## [Problem to solve]
From the entries below, copy every line where the string "screenshot" appears.

--- Begin Items ---

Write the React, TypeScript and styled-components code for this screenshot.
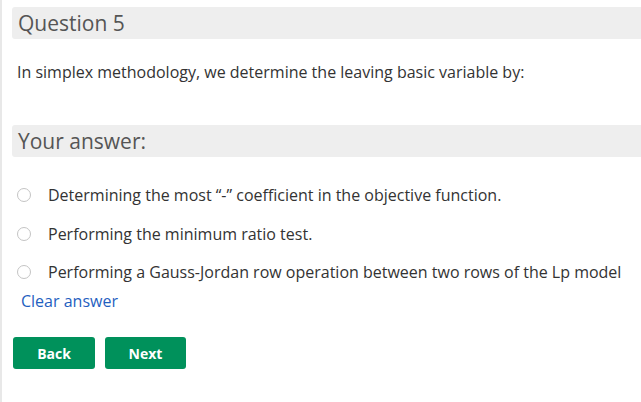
import React from "react";
import styled, { createGlobalStyle } from "styled-components";

const Global = createGlobalStyle`
  html, body { margin: 0; padding: 0; background: #fff; }
  body { font-family: "Open Sans", "Liberation Sans", sans-serif; }
`;

const Page = styled.div`
  min-height: 402px;
  box-sizing: border-box;
  border-left: 2px solid #e8e8e8;
  padding: 7px 0 0 10px;
  display: flex;
  flex-direction: column;
`;

const SectionHeader = styled.div<{ $mt?: number }>`
  background: #eeeeee;
  border-radius: 3px 0 0 3px;
  height: 32px;
  box-sizing: border-box;
  padding: 0 0 0 6px;
  display: flex;
  align-items: center;
  font-size: 21px;
  color: #555555;
  margin-top: ${(p) => p.$mt ?? 0}px;
`;

const Prompt = styled.p`
  margin: 22px 0 0 5px;
  font-size: 16px;
  line-height: 22px;
  color: #333333;
`;

const Options = styled.div`
  display: flex;
  flex-direction: column;
  margin-top: 27px;
  gap: 16.5px;
`;

const Option = styled.label`
  display: flex;
  align-items: center;
  height: 22px;
  font-size: 16px;
  color: #333333;
  cursor: pointer;
`;

const Radio = styled.span`
  width: 14px;
  height: 14px;
  border-radius: 50%;
  border: 1px solid #c4c4c4;
  box-sizing: border-box;
  margin: 0 17px 0 5px;
  flex-shrink: 0;
  background: #fff;
`;

const ClearLink = styled.a`
  margin: 7px 0 0 9px;
  font-size: 16px;
  line-height: 22px;
  color: #1f5fbf;
  text-decoration: none;
  align-self: flex-start;
`;

const Buttons = styled.div`
  display: flex;
  gap: 10px;
  margin: 25px 0 0 1px;
`;

const Button = styled.button<{ $w: number }>`
  height: 32px;
  border: none;
  border-radius: 3px;
  background: #00915b;
  color: #ffffff;
  font-family: "Open Sans", "Liberation Sans", sans-serif;
  font-weight: 700;
  font-size: 14px;
  padding: 0;
  cursor: pointer;
  width: ${(p) => p.$w}px;
`;

const options = [
  "Determining the most \u201c-\u201d coefficient in the objective function.",
  "Performing the minimum ratio test.",
  "Performing a Gauss-Jordan row operation between two rows of the Lp model",
];

export default function App() {
  return (
    <>
      <Global />
      <Page>
        <SectionHeader>Question 5</SectionHeader>
        <Prompt>In simplex methodology, we determine the leaving basic variable by:</Prompt>
        <SectionHeader $mt={42}>Your answer:</SectionHeader>
        <Options>
          {options.map((o) => (
            <Option key={o}>
              <Radio />
              {o}
            </Option>
          ))}
        </Options>
        <ClearLink href="#">Clear answer</ClearLink>
        <Buttons>
          <Button $w={82}>Back</Button>
          <Button $w={81}>Next</Button>
        </Buttons>
      </Page>
    </>
  );
}
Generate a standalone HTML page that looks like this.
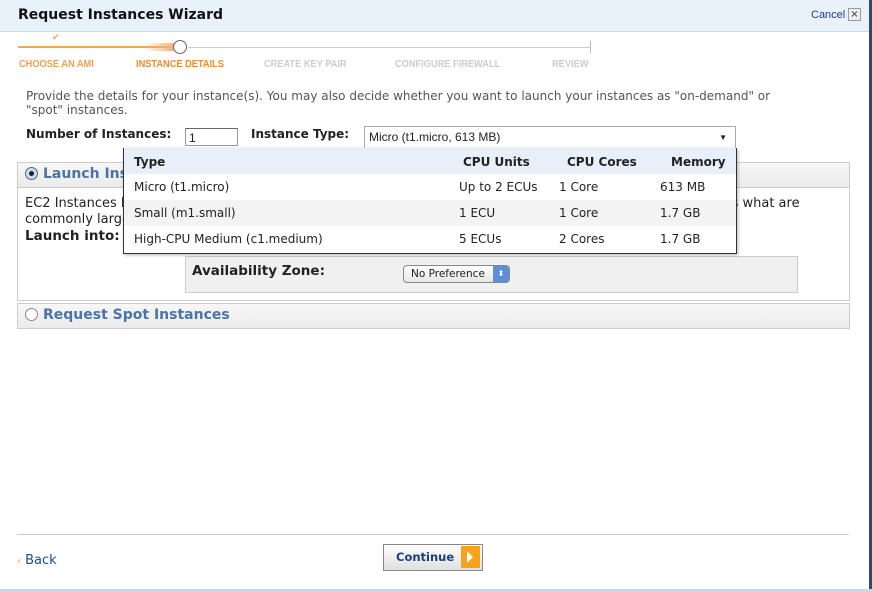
<!DOCTYPE html>
<html><head><style>
body{margin:0;width:872px;height:592px;position:relative;overflow:hidden;background:#fff;font-family:Verdana,"DejaVu Sans",sans-serif;font-size:12px;color:#222}
.a{position:absolute}
</style></head><body>
<div class="a" style="left:0;top:0;width:870px;height:31px;background:#e9f1fb;border-bottom:1px solid #c9d9ee"></div>
<div class="a" style="left:18px;top:7px;font-weight:bold;font-size:14px;color:#111">Request Instances Wizard</div>
<div class="a" style="left:811px;top:9px;font-family:'Liberation Sans',Arial,sans-serif;font-size:11px;color:#1a3f8f">Cancel</div>
<div class="a" style="left:848px;top:8px;width:11px;height:11px;border:1px solid #999;background:#eee;font-size:10px;line-height:11px;text-align:center;color:#333">×</div>
<div class="a" style="left:869px;top:0;width:3px;height:592px;background:#2d4a6e"></div>
<div class="a" style="left:0;top:589px;width:872px;height:3px;background:#c9d7e6"></div>
<!-- progress -->
<div class="a" style="left:52px;top:33px;font-size:9px;color:#f0a050">✔</div>
<div class="a" style="left:18px;top:46px;width:155px;height:2px;background:#f3a55a"></div>
<div class="a" style="left:145px;top:43px;width:29px;height:8px;background:linear-gradient(90deg,rgba(246,192,138,0),#f6b070)"></div>
<div class="a" style="left:173px;top:40px;width:12px;height:12px;border:1.5px solid #666;border-radius:50%;background:#fff"></div>
<div class="a" style="left:188px;top:47px;width:403px;height:1px;background:#ccc"></div>
<div class="a" style="left:590px;top:41px;width:1px;height:12px;background:#bbb"></div>
<div class="a" style="left:19px;top:58px;font-family:'Liberation Sans',Arial,sans-serif;font-size:10.5px;font-weight:bold;color:#f0a050;transform:scaleX(.88);transform-origin:left">CHOOSE AN AMI</div>
<div class="a" style="left:136px;top:58px;font-family:'Liberation Sans',Arial,sans-serif;font-size:10.5px;font-weight:bold;color:#f08a2a;transform:scaleX(.88);transform-origin:left">INSTANCE DETAILS</div>
<div class="a" style="left:264px;top:58px;font-family:'Liberation Sans',Arial,sans-serif;font-size:10.5px;font-weight:bold;color:#ccc;transform:scaleX(.88);transform-origin:left">CREATE KEY PAIR</div>
<div class="a" style="left:395px;top:58px;font-family:'Liberation Sans',Arial,sans-serif;font-size:10.5px;font-weight:bold;color:#ccc;transform:scaleX(.88);transform-origin:left">CONFIGURE FIREWALL</div>
<div class="a" style="left:552px;top:58px;font-family:'Liberation Sans',Arial,sans-serif;font-size:10.5px;font-weight:bold;color:#ccc;transform:scaleX(.88);transform-origin:left">REVIEW</div>
<div class="a" style="left:26px;top:89px;width:780px;font-size:12px;color:#555;line-height:14px">Provide the details for your instance(s). You may also decide whether you want to launch your instances as "on-demand" or "spot" instances.</div>
<div class="a" style="left:26px;top:127px;font-weight:bold">Number of Instances:</div>
<div class="a" style="left:185px;top:128px;height:18px;border:1px solid #999;border-top-color:#666;font-family:Arial,'Liberation Sans';font-size:12px;line-height:18px;padding-left:3px;box-sizing:border-box;width:53px">1</div>
<div class="a" style="left:251px;top:127px;font-weight:bold">Instance Type:</div>
<div class="a" style="left:364px;top:126px;width:372px;height:23px;border:1px solid #aaa;box-sizing:border-box;font-family:Arial,'Liberation Sans';font-size:12px;line-height:21px;padding-left:4px">Micro (t1.micro, 613 MB)<span style="position:absolute;right:8px;top:0;font-size:8px">▼</span></div>
<!-- launch panel -->
<div class="a" style="left:17px;top:162px;width:831px;height:137px;border:1px solid #ccc"></div>
<div class="a" style="left:18px;top:163px;width:831px;height:24px;background:linear-gradient(#f7f7f7,#ebebeb);border-bottom:1px solid #ccc"></div>
<div class="a" style="left:25px;top:167px;width:11px;height:11px;border:1px solid #567;border-radius:50%;background:#cde"><div style="margin:3px;width:5px;height:5px;border-radius:50%;background:#123"></div></div>
<div class="a" style="left:43px;top:166px;font-weight:bold;font-size:14px;color:#4a74a8">Launch Instances</div>
<div class="a" style="left:25px;top:196px;width:820px;color:#222;line-height:16px;font-size:13px">EC2 Instances let you pay for compute capacity by the hour with no long term commitments. This transforms what are<br>commonly large fixed costs into much smaller variable costs.</div>
<div class="a" style="left:25px;top:228px;font-weight:bold;font-size:13.5px">Launch into:</div>
<div class="a" style="left:185px;top:256px;width:611px;height:35px;background:#f0f0f0;border:1px solid #ccc"></div>
<div class="a" style="left:192px;top:263px;font-weight:bold;font-size:13.5px">Availability Zone:</div>
<div class="a" style="left:403px;top:265px;border:1px solid #888;border-radius:4px;background:linear-gradient(#fff,#e6e6e6);font-size:10.5px;line-height:16px;padding-left:7px;box-sizing:border-box;width:107px;height:18px">No Preference<span style="position:absolute;right:0;top:0;width:16px;height:16px;background:#5b8fd8;border-radius:0 3px 3px 0;color:#fff;font-size:8px;text-align:center;line-height:16px">⬍</span></div>
<!-- spot -->
<div class="a" style="left:17px;top:303px;width:831px;height:24px;border:1px solid #ccc;background:linear-gradient(#f7f7f7,#ebebeb)"></div>
<div class="a" style="left:25px;top:308px;width:11px;height:11px;border:1px solid #888;border-radius:50%;background:#fff"></div>
<div class="a" style="left:43px;top:307px;font-weight:bold;font-size:14px;color:#4a74a8">Request Spot Instances</div>
<!-- dropdown -->
<div class="a" style="left:123px;top:148px;width:612px;height:105px;border:1px solid #333;border-top:none;background:#fff;box-shadow:1px 1px 3px rgba(0,0,0,.3);font-size:12px">
<div style="position:absolute;left:0;top:0;width:100%;height:26px;background:#e8eff9"></div>
<div style="position:absolute;left:0;top:52px;width:100%;height:26px;background:#f3f3f3"></div>
<div style="position:absolute;left:10px;top:7px;font-weight:bold">Type</div>
<div style="position:absolute;left:339px;top:7px;font-weight:bold">CPU Units</div>
<div style="position:absolute;left:443px;top:7px;font-weight:bold">CPU Cores</div>
<div style="position:absolute;left:547px;top:7px;font-weight:bold">Memory</div>
<div style="position:absolute;left:10px;top:32px">Micro (t1.micro)</div><div style="position:absolute;left:335px;top:32px">Up to 2 ECUs</div><div style="position:absolute;left:435px;top:32px">1 Core</div><div style="position:absolute;left:536px;top:32px">613 MB</div>
<div style="position:absolute;left:10px;top:58px">Small (m1.small)</div><div style="position:absolute;left:335px;top:58px">1 ECU</div><div style="position:absolute;left:435px;top:58px">1 Core</div><div style="position:absolute;left:536px;top:58px">1.7 GB</div>
<div style="position:absolute;left:10px;top:84px">High-CPU Medium (c1.medium)</div><div style="position:absolute;left:335px;top:84px">5 ECUs</div><div style="position:absolute;left:435px;top:84px">2 Cores</div><div style="position:absolute;left:536px;top:84px">1.7 GB</div>
</div>
<!-- footer -->
<div class="a" style="left:17px;top:534px;width:832px;height:1px;background:#ccc"></div>
<div class="a" style="left:17px;top:553px;font-size:13px;color:#1a4a8f"><span style="color:#f0a050;font-size:10px">‹</span> Back</div>
<div class="a" style="left:383px;top:544px;width:98px;height:25px;border:1px solid #888;background:linear-gradient(#fdfdfd,#e0e0e0)"></div>
<div class="a" style="left:396px;top:550px;font-weight:bold;font-size:11.5px;color:#1a3f7f">Continue</div>
<div class="a" style="left:461px;top:546px;width:19px;height:22px;background:#f7a21b"><div style="margin:5px 0 0 6px;width:0;height:0;border-top:6px solid transparent;border-bottom:6px solid transparent;border-left:6px solid #fff"></div></div>
</body></html>
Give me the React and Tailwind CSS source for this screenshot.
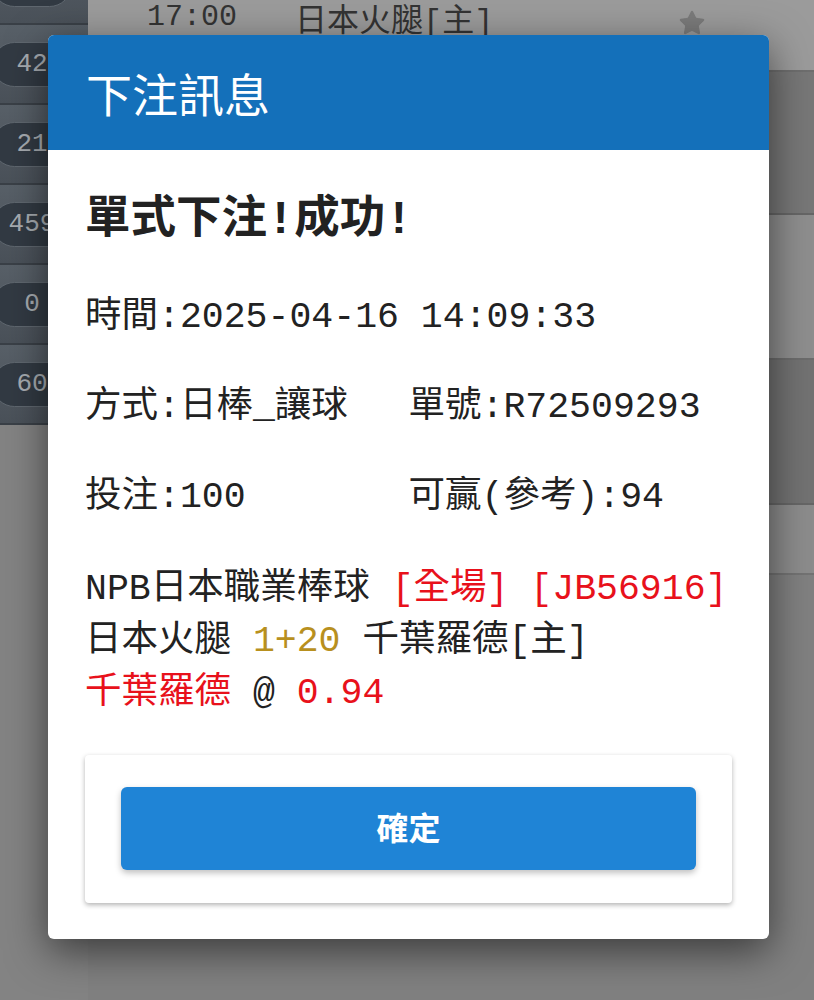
import { Star } from "lucide-react";

const pills = ["", "42", "21", "459", "0", "60"];

function Background() {
    return (
        <div className="flex h-full w-full">
            <div className="flex w-[88px] flex-col">
                <div className="-mt-[55px] flex flex-col">
                    {pills.map((n, i) => (
                        <div
                            key={i}
                            className="flex h-[80px] items-center border-b-2 border-[#3a4047] bg-gradient-to-b from-[#586068] to-[#4a5159]"
                        >
                            <div className="-ml-[8px] flex h-[45px] w-[80px] items-center justify-center rounded-full border border-[#5f676f] bg-[#323a43] font-['Liberation_Mono',monospace] text-[26px] text-[#a7acb1]">
                                {n}
                            </div>
                        </div>
                    ))}
                </div>
                <div className="flex-1 bg-[#838383]" />
            </div>
            <div className="flex flex-1 flex-col">
                <div className="flex h-[72px] items-start border-b-2 border-[#6e6e6e] bg-[#9b9b9b] pl-[59px] text-[#333]">
                    <span className="font-['Liberation_Mono',monospace] text-[30px] leading-[34px]">
                        17:00
                    </span>
                    <span className="ml-[58px] mt-[6px] font-['Liberation_Mono','Noto_Sans_CJK_TC',sans-serif] text-[32px] leading-[34px]">
                        日本火腿[主]
                    </span>
                    <Star
                        className="ml-auto mr-[108px] mt-[9px] h-[28px] w-[28px] text-[#7b7b7b]"
                        fill="#7b7b7b"
                        strokeWidth={1}
                    />
                </div>
                <div className="h-[143px] border-b-2 border-[#666] bg-[#777777]" />
                <div className="h-[145px] border-b-2 border-[#6c6c6c] bg-[#8e8e8e]" />
                <div className="h-[145px] border-b-2 border-[#666] bg-[#727272]" />
                <div className="h-[70px] border-b-2 border-[#737373] bg-[#8c8c8c]" />
                <div className="flex-1 bg-[#808080]" />
            </div>
        </div>
    );
}

export default function App() {
    return (
        <div className="relative h-[1000px] w-[814px] overflow-hidden bg-[#808080]">
            <Background />

            <div className="absolute left-[48px] top-[35px] w-[721px] overflow-hidden rounded-[6px] bg-white shadow-[0_12px_40px_rgba(0,0,0,0.55)]">
                <div className="flex h-[115px] items-center bg-[#1470ba] px-[38px] font-['Noto_Sans_CJK_TC',sans-serif] text-[46px] text-white">
                    下注訊息
                </div>

                <div className="px-[37px] pb-[36px] pt-[41px] font-['Liberation_Mono','Noto_Sans_CJK_TC',monospace] text-[#222]">
                    <div className="whitespace-nowrap text-[45.5px] font-bold leading-[60px]">
                        單式下注!成功!
                    </div>

                    <div className="mt-[22px] grid grid-cols-2 whitespace-nowrap text-[36.5px] leading-[90px]">
                        <div className="col-span-2">時間:2025-04-16 14:09:33</div>
                        <div>方式:日棒_讓球</div>
                        <div>單號:R72509293</div>
                        <div>投注:100</div>
                        <div>可贏(參考):94</div>
                    </div>

                    <div className="mt-[21px] whitespace-nowrap text-[36.5px] leading-[52px]">
                        <div>
                            NPB日本職業棒球{" "}
                            <span className="text-[#e8111b]">[全場]</span>{" "}
                            <span className="text-[#e8111b]">[JB56916]</span>
                        </div>
                        <div>
                            日本火腿 <span className="text-[#b8901e]">1+20</span> 千葉羅德[主]
                        </div>
                        <div>
                            <span className="text-[#e8111b]">千葉羅德</span> @{" "}
                            <span className="text-[#e8111b]">0.94</span>
                        </div>
                    </div>

                    <div className="mt-[35px] rounded-[4px] bg-white px-[36px] pb-[33px] pt-[32px] shadow-[0_2px_5px_rgba(0,0,0,0.3)]">
                        <button className="flex h-[83px] w-full items-center justify-center rounded-[6px] bg-[#1f84d6] pb-[6px] font-['Noto_Sans_CJK_TC',sans-serif] text-[32px] font-bold text-white shadow-[0_3px_6px_rgba(0,0,0,0.25)]">
                            確定
                        </button>
                    </div>
                </div>
            </div>
        </div>
    );
}
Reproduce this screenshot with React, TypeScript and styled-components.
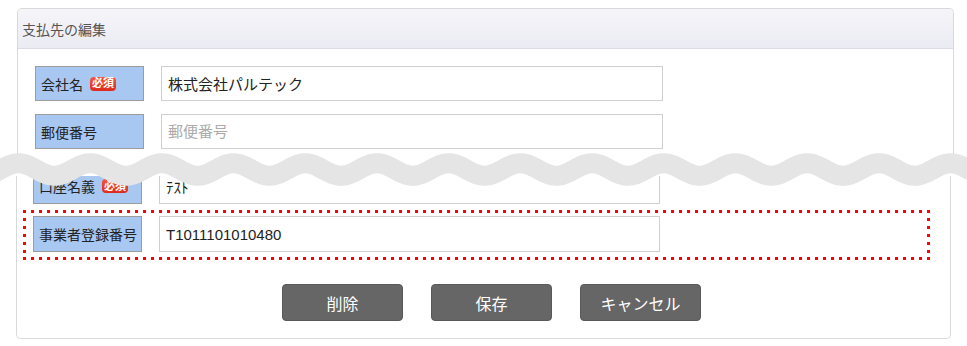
import React from 'react';
import styled, { createGlobalStyle } from 'styled-components';

const GlobalStyle = createGlobalStyle`
  html, body { margin: 0; padding: 0; background: #fff; }
  body {
    font-family: "Liberation Sans", "Noto Sans CJK JP", sans-serif;
    color: #222;
  }
`;

const Page = styled.div`
  position: relative;
  width: 967px;
  height: 346px;
  overflow: hidden;
  background: #fff;
`;

// one piece of the spliced screenshot
const Slice = styled.div<{ $height: number }>`
  height: ${(p) => p.$height}px;
  overflow: hidden;
`;

const Panel = styled.div<{ $left: number; $width: number; $part: 'top' | 'bottom' }>`
  box-sizing: border-box;
  margin-left: ${(p) => p.$left}px;
  margin-top: ${(p) => (p.$part === 'top' ? 8 : 0)}px;
  width: ${(p) => p.$width}px;
  border: 1px solid #d9d9d9;
  ${(p) =>
    p.$part === 'top'
      ? 'border-bottom: none; border-radius: 5px 5px 0 0;'
      : 'border-top: none; border-radius: 0 0 5px 5px;'}
  background: #fff;
`;

const Header = styled.div`
  height: 39px;
  display: flex;
  align-items: center;
  padding-left: 4px;
  border-bottom: 1px solid #dcdce4;
  border-radius: 4px 4px 0 0;
  background: linear-gradient(#f5f5f9, #ebebf3);
  font-size: 14px;
  color: #555;
`;

const Body = styled.div<{ $pad: string }>`
  padding: ${(p) => p.$pad};
  display: flex;
  flex-direction: column;
  gap: 13px;
`;

const Row = styled.div<{ $shift?: number }>`
  display: flex;
  align-items: center;
  gap: 17px;
  margin-top: ${(p) => p.$shift || 0}px;
`;

const Label = styled.div<{ $h: number }>`
  box-sizing: border-box;
  width: 109px;
  height: ${(p) => p.$h}px;
  display: flex;
  align-items: center;
  padding-left: 5px;
  background: #a8c7f1;
  border: 1px solid #9c9c9c;
  font-size: 14px;
  color: #222;
  white-space: nowrap;
`;

const Required = styled.span`
  display: inline-flex;
  align-items: center;
  height: 14px;
  padding: 0 2px;
  margin-left: 7px;
  border-radius: 4px;
  background: linear-gradient(#f6553f, #dc2a1c);
  color: #fff;
  font-size: 11px;
  font-weight: bold;
  line-height: 1;
`;

const Input = styled.input<{ $h: number; $w: number }>`
  box-sizing: border-box;
  width: ${(p) => p.$w}px;
  height: ${(p) => p.$h}px;
  padding: 0 6px;
  border: 1px solid #cfcfcf;
  background: #fff;
  font-family: inherit;
  font-size: 15px;
  color: #222;
  outline: none;
  &::placeholder { color: #aaa; }
`;

const dots = (dir: string) =>
  `repeating-linear-gradient(${dir}, #f00 0 3px, transparent 3px 8px)`;

const Highlight = styled.div`
  box-sizing: border-box;
  width: 907px;
  margin: -7px 0 0 -10px;
  padding: 6px 10px 8px 10px;
  background:
    ${dots('90deg')} top left / 100% 3px no-repeat,
    ${dots('90deg')} bottom left / 100% 3px no-repeat,
    ${dots('180deg')} top left / 3px 100% no-repeat,
    ${dots('180deg')} top right / 3px 100% no-repeat;
`;

const ButtonBar = styled.div`
  display: flex;
  justify-content: center;
  gap: 28px;
  padding-left: 16px;
  margin-top: 11px;
`;

const Button = styled.button`
  width: 121px;
  height: 37px;
  border: 1px solid #595959;
  border-radius: 4px;
  background: #666;
  color: #fff;
  font-family: inherit;
  font-size: 16px;
  cursor: pointer;
`;

const Wave = styled.svg`
  position: absolute;
  left: 0;
  top: 140px;
`;

const wavePath = (() => {
  const pts: string[] = [];
  for (let x = -20; x <= 990; x += 2) {
    const y = 29.5 - 6.25 * Math.cos((2 * Math.PI * (x - 18.5)) / 71.7);
    pts.push(`${x},${y.toFixed(2)}`);
  }
  return 'M' + pts.join(' L');
})();

export default function App() {
  return (
    <Page>
      <GlobalStyle />
      <Slice $height={158}>
        <Panel $left={17} $width={937} $part="top">
          <Header>支払先の編集</Header>
          <Body $pad="17px 17px 20px 17px">
            <Row>
              <Label $h={35}>
                会社名<Required>必須</Required>
              </Label>
              <Input $h={35} $w={502} defaultValue="株式会社パルテック" />
            </Row>
            <Row>
              <Label $h={35}>郵便番号</Label>
              <Input $h={35} $w={502} placeholder="郵便番号" />
            </Row>
          </Body>
        </Panel>
      </Slice>

      <Slice $height={170} style={{ marginTop: 18 }}>
        <Panel $left={16} $width={935} $part="bottom">
          <Body $pad="0 16px 17px 16px">
            <Row $shift={-8}>
              <Label $h={36}>
                口座名義<Required>必須</Required>
              </Label>
              <Input $h={36} $w={501} defaultValue="ﾃｽﾄ" />
            </Row>
            <Highlight>
              <Row>
                <Label $h={36}>事業者登録番号</Label>
                <Input $h={36} $w={501} defaultValue="T1011101010480" />
              </Row>
            </Highlight>
            <ButtonBar>
              <Button>削除</Button>
              <Button>保存</Button>
              <Button>キャンセル</Button>
            </ButtonBar>
          </Body>
        </Panel>
      </Slice>

      <Wave width="967" height="60" viewBox="0 0 967 60">
        <path d={wavePath} fill="none" stroke="#e5e5e5" strokeWidth="20" />
      </Wave>
    </Page>
  );
}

--- End Items ---

## [Response to this exercise]
Write the React, TypeScript and styled-components code for this screenshot.
Give me the React and Tailwind CSS source for this screenshot.
Reproduce this screenshot with React, TypeScript and styled-components.
// one piece of the spliced screenshot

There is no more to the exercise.